*WHAT YOU WILL DO:* Begin with the first line below and retype each line exactly through the line containing "const openMenu = ref<number | null>(2)". Any pictures are to be left out.

*SUPPLIED INFORMATION:*

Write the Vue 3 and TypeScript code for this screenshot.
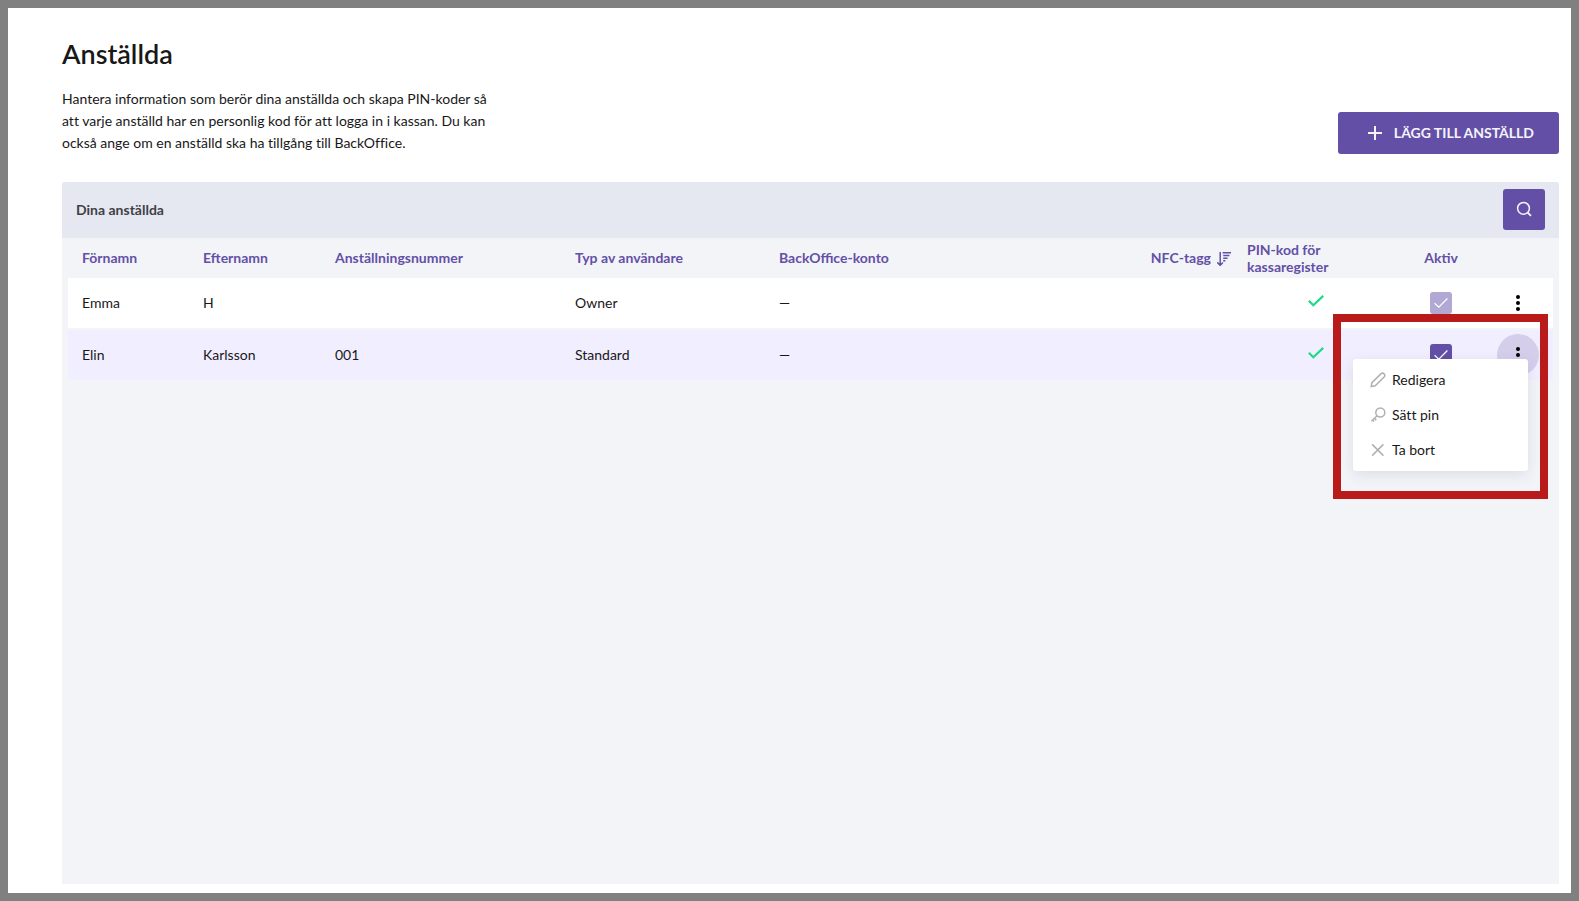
<script setup lang="ts">
import { ref } from 'vue'

interface Employee {
  id: number
  firstName: string
  lastName: string
  number: string
  role: string
  account: string
  hasPin: boolean
  active: boolean
  locked: boolean
}

const employees = ref<Employee[]>([
  { id: 1, firstName: 'Emma', lastName: 'H', number: '', role: 'Owner', account: '—', hasPin: true, active: true, locked: true },
  { id: 2, firstName: 'Elin', lastName: 'Karlsson', number: '001', role: 'Standard', account: '—', hasPin: true, active: true, locked: false },
])

const openMenu = ref<number | null>(2)

function toggleMenu(id: number) {
  openMenu.value = openMenu.value === id ? null : id
}
</script>

<template>
  <main class="page">
    <header class="intro">
      <div class="intro-text">
        <h1>Anställda</h1>
        <p>
          Hantera information som berör dina anställda och skapa PIN-koder så att varje anställd
          har en personlig kod för att logga in i kassan. Du kan också ange om en anställd ska ha
          tillgång till BackOffice.
        </p>
      </div>
      <button type="button" class="add">
        <svg width="14" height="14" viewBox="0 0 14 14" aria-hidden="true">
          <path d="M7 0v14M0 7h14" fill="none" stroke="currentColor" stroke-width="2" />
        </svg>
        LÄGG TILL ANSTÄLLD
      </button>
    </header>

    <section class="panel">
      <div class="panel-head">
        <h2>Dina anställda</h2>
        <button type="button" class="search" aria-label="Sök">
          <svg width="16" height="16" viewBox="0 0 16 16" aria-hidden="true">
            <circle cx="7.5" cy="7.3" r="5.9" fill="none" stroke="currentColor" stroke-width="1.5" />
            <path d="M11.6 11.5l3.4 3.3" fill="none" stroke="currentColor" stroke-width="1.8" />
          </svg>
        </button>
      </div>

      <div class="table-wrap">
        <table>
          <thead>
            <tr>
              <th class="c-first">Förnamn</th>
              <th class="c-last">Efternamn</th>
              <th class="c-number">Anställningsnummer</th>
              <th class="c-role">Typ av användare</th>
              <th>BackOffice-konto</th>
              <th class="c-nfc">
                <span class="sort">
                  NFC-tagg
                  <svg width="14" height="14" viewBox="0 0 14 14" aria-hidden="true">
                    <path d="M3.2 0v13M0.3 10.4l2.9 2.9 2.7-2.9" fill="none" stroke="currentColor" stroke-width="1.5" />
                    <path d="M5.6 0.7H14M6.2 3.5H12.4M6.2 6.3H10.6M6.2 8.8H8.4" fill="none" stroke="currentColor" stroke-width="1.4" />
                  </svg>
                </span>
              </th>
              <th class="c-pin">PIN-kod för<br />kassaregister</th>
              <th class="c-active">Aktiv</th>
              <th class="c-actions" aria-label="Åtgärder"></th>
            </tr>
          </thead>
          <tbody>
            <tr v-for="e in employees" :key="e.id" :class="{ selected: openMenu === e.id }">
              <td>{{ e.firstName }}</td>
              <td>{{ e.lastName }}</td>
              <td>{{ e.number }}</td>
              <td>{{ e.role }}</td>
              <td>{{ e.account }}</td>
              <td></td>
              <td class="c-pin">
                <div v-if="e.hasPin" class="pin">
                  <svg width="16" height="12" viewBox="0 0 16 12" role="img" aria-label="Ja">
                    <path d="M0.8 5.8L5.3 10.2 15.2 0.9" fill="none" stroke="#1edb87" stroke-width="2.2" />
                  </svg>
                </div>
              </td>
              <td class="c-active">
                <label class="check">
                  <input v-model="e.active" type="checkbox" :disabled="e.locked" aria-label="Aktiv" />
                  <svg v-if="e.active" width="14" height="10" viewBox="0 0 14 10" aria-hidden="true">
                    <path d="M0.6 5.2L4.8 9.2 13.4 0.5" fill="none" stroke="#fff" stroke-width="1.2" />
                  </svg>
                </label>
              </td>
              <td class="c-actions">
                <div class="actions">
                  <button
                    type="button"
                    class="dots"
                    :class="{ open: openMenu === e.id }"
                    aria-label="Fler val"
                    @click="toggleMenu(e.id)"
                  >
                    <svg width="4" height="16" viewBox="0 0 4 16" aria-hidden="true">
                      <circle cx="2" cy="2" r="2" />
                      <circle cx="2" cy="8" r="2" />
                      <circle cx="2" cy="14" r="2" />
                    </svg>
                  </button>
                  <div v-if="openMenu === e.id" class="highlight">
                    <div class="menu">
                      <button type="button">
                        <svg width="16" height="16" viewBox="0 0 16 16" aria-hidden="true">
                          <path d="M1.2 14.6L1.9 10.7 10.9 1.9Q12.6 0.4 14.1 1.9Q15.6 3.5 14.1 5.1L5.2 13.8Z" />
                        </svg>
                        Redigera
                      </button>
                      <button type="button">
                        <svg width="16" height="16" viewBox="0 0 16 16" aria-hidden="true">
                          <circle cx="10.3" cy="5.5" r="4.5" />
                          <path d="M7.1 8.7L1.4 14.2M4.4 11.3L6.3 13.2M2.4 12.8L4 14.6" />
                        </svg>
                        Sätt pin
                      </button>
                      <button type="button">
                        <svg width="16" height="16" viewBox="0 0 16 16" aria-hidden="true">
                          <path d="M2.2 2.4L13.4 13.6M13.4 2.4L2.2 13.6" />
                        </svg>
                        Ta bort
                      </button>
                    </div>
                  </div>
                </div>
              </td>
            </tr>
          </tbody>
        </table>
      </div>
    </section>
  </main>
</template>

<style>
body {
  background: #fff;
}
</style>

<style scoped>
.page {
  box-sizing: border-box;
  min-height: 100vh;
  display: flex;
  flex-direction: column;
  padding: 28px 12px 9px 54px;
  border: 8px solid #808080;
  background: #fff;
  color: #181818;
  font: 14px/22px Lato, sans-serif;
  font-variant-ligatures: none;
}

button {
  border: 0;
  padding: 0;
  font: inherit;
  font-variant-ligatures: none;
  color: inherit;
  cursor: pointer;
}

svg {
  display: block;
  flex: none;
}

.intro {
  display: flex;
  justify-content: space-between;
  align-items: flex-end;
  margin-bottom: 28px;
}

h1 {
  margin: 0 0 16px;
  font-size: 27px;
  line-height: 36px;
  font-weight: 600;
}

.intro p {
  margin: 0;
  max-width: 430px;
}

.add {
  display: flex;
  align-items: center;
  gap: 12px;
  height: 42px;
  padding: 0 25px 0 30px;
  border-radius: 3px;
  background: #6350a6;
  color: #f5f3fa;
  font-weight: 700;
  white-space: nowrap;
}

.panel {
  flex: 1;
  border-radius: 3px 3px 0 0;
  background: #f3f4f8;
}

.panel-head {
  display: flex;
  align-items: center;
  justify-content: space-between;
  height: 56px;
  padding: 0 14px;
  border-radius: 3px 3px 0 0;
  background: #e5e8f1;
}

h2 {
  margin: 0;
  font-size: 14px;
  font-weight: 700;
  color: #404045;
}

.search {
  display: grid;
  place-items: center;
  width: 42px;
  height: 41px;
  margin-bottom: 2px;
  border-radius: 3px;
  background: #6350a6;
  color: #f5f3fa;
}

.table-wrap {
  padding: 0 6px;
}

table {
  width: 100%;
  table-layout: fixed;
  border-collapse: separate;
  border-spacing: 0 2px;
}

th,
td {
  padding: 0 14px;
  text-align: left;
  vertical-align: middle;
}

th {
  box-sizing: border-box;
  height: 36px;
  padding-bottom: 2px;
  line-height: 17px;
  font-weight: 700;
  font-variant-ligatures: normal;
  color: #6350a6;
}

td {
  height: 50px;
  background: #fff;
}

.selected td {
  background: #f1eeff;
}

.c-first { width: 121px; }
.c-last { width: 132px; }
.c-number { width: 240px; }
.c-role { width: 204px; }

.sort {
  display: flex;
  align-items: center;
  justify-content: flex-end;
  gap: 6px;
}

.sort svg {
  margin-top: 4px;
}

.c-pin {
  width: 154px;
  padding: 0 14px 0 2px;
}

.pin {
  display: flex;
  justify-content: flex-end;
  width: 77px;
  padding-bottom: 4px;
}

.c-active {
  width: 84px;
  padding: 0;
  text-align: center;
}

th.c-active {
  padding-bottom: 2px;
}

.check {
  display: grid;
  place-items: center;
  width: 22px;
  height: 22px;
  margin: 0 auto;
}

.check input {
  grid-area: 1 / 1;
  appearance: none;
  width: 22px;
  height: 22px;
  margin: 0;
  border-radius: 3px;
  background: #6350a6;
}

.check input:disabled {
  background: #b1a8d3;
}

.check svg {
  grid-area: 1 / 1;
  pointer-events: none;
}

.c-actions {
  width: 70px;
  padding: 0;
}

.actions {
  position: relative;
  width: 42px;
  margin: 0 auto;
}

.dots {
  display: grid;
  place-items: center;
  width: 42px;
  height: 42px;
  border-radius: 50%;
  background: transparent;
}

.dots.open {
  background: #d5ceeb;
}

.highlight {
  position: absolute;
  top: -20px;
  right: -9px;
  padding: 37px 12px 20px;
  border: 8px solid #b91a1a;
}

.menu {
  display: flex;
  flex-direction: column;
  width: 175px;
  padding: 3px 0 4px;
  box-sizing: border-box;
  border-radius: 3px;
  background: #fff;
  box-shadow: 0 4px 14px rgba(40, 40, 60, 0.1);
}

.menu button {
  display: flex;
  align-items: center;
  gap: 6px;
  height: 35px;
  padding: 0 17px;
  background: transparent;
}

.menu svg {
  fill: none;
  stroke: #b0b0b0;
  stroke-width: 1.5;
}
</style>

*EXERCISE ANSWER:*
Write the Vue 3 and TypeScript code for this screenshot.
<script setup lang="ts">
import { ref } from 'vue'

interface Employee {
  id: number
  firstName: string
  lastName: string
  number: string
  role: string
  account: string
  hasPin: boolean
  active: boolean
  locked: boolean
}

const employees = ref<Employee[]>([
  { id: 1, firstName: 'Emma', lastName: 'H', number: '', role: 'Owner', account: '—', hasPin: true, active: true, locked: true },
  { id: 2, firstName: 'Elin', lastName: 'Karlsson', number: '001', role: 'Standard', account: '—', hasPin: true, active: true, locked: false },
])

const openMenu = ref<number | null>(2)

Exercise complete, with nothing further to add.